The fiber-optic and electronic cable maker reported net income of $98.7 million, or 56 cents a share, compared with $100 million, or 55 cents a share, a year earlier. Per-share earnings rose as shares outstanding fell 3.9%, and the latest results include a 3-cent gain from a reduction in the company's tax rate.

Revenue decreased 2.8% to $755.3 million amid decreased demand, especially in the automotive and communications markets. The company said currency translation hurt sales by about 4 percentage points.

Last month, the company lowered its earnings and revenue estimates to 50 cents to 52 cents a share and $725 million to $735 million, respectively, citing a further slowdown in global demand.

Gross margin fell to 31.8% from 32.8%.

Chairman Martin Loeffler on Thursday said the company was pleased with its results despite the drop in demand. Following a plan announced in June, R. Adam Norwitt succeeded Loeffler as chief executive to allow him to focus on Amphenol's strategic direction.

Norwitt said that consistent with the company's strategy, Amphenol acquired a "high-technology manufacturer of antenna products for the wireless infrastructure market," without giving any further details.

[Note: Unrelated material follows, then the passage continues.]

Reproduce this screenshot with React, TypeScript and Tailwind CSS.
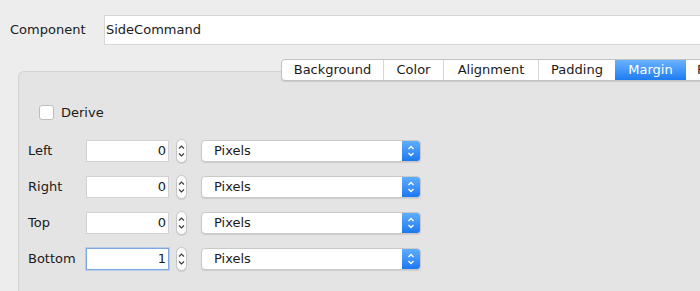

Looking forward, Norwitt said the company expects "further moderation in demand" in the first quarter amid economic uncertainty and current exchange rates. Amphenol expects earnings of 39 cents to 41 cents a share and revenue of $650 million to $665 million. Analysts surveyed by Thomson Reuters expected 43 cents and $665 million, respectively.

The company added it wouldn't provide sales and earnings guidance beyond the current quarter because of "significant uncertainty regarding future demand levels."

Amphenol's shares closed Wednesday at $21.90 and haven't traded premarket. The company's stock has half its value the past four months.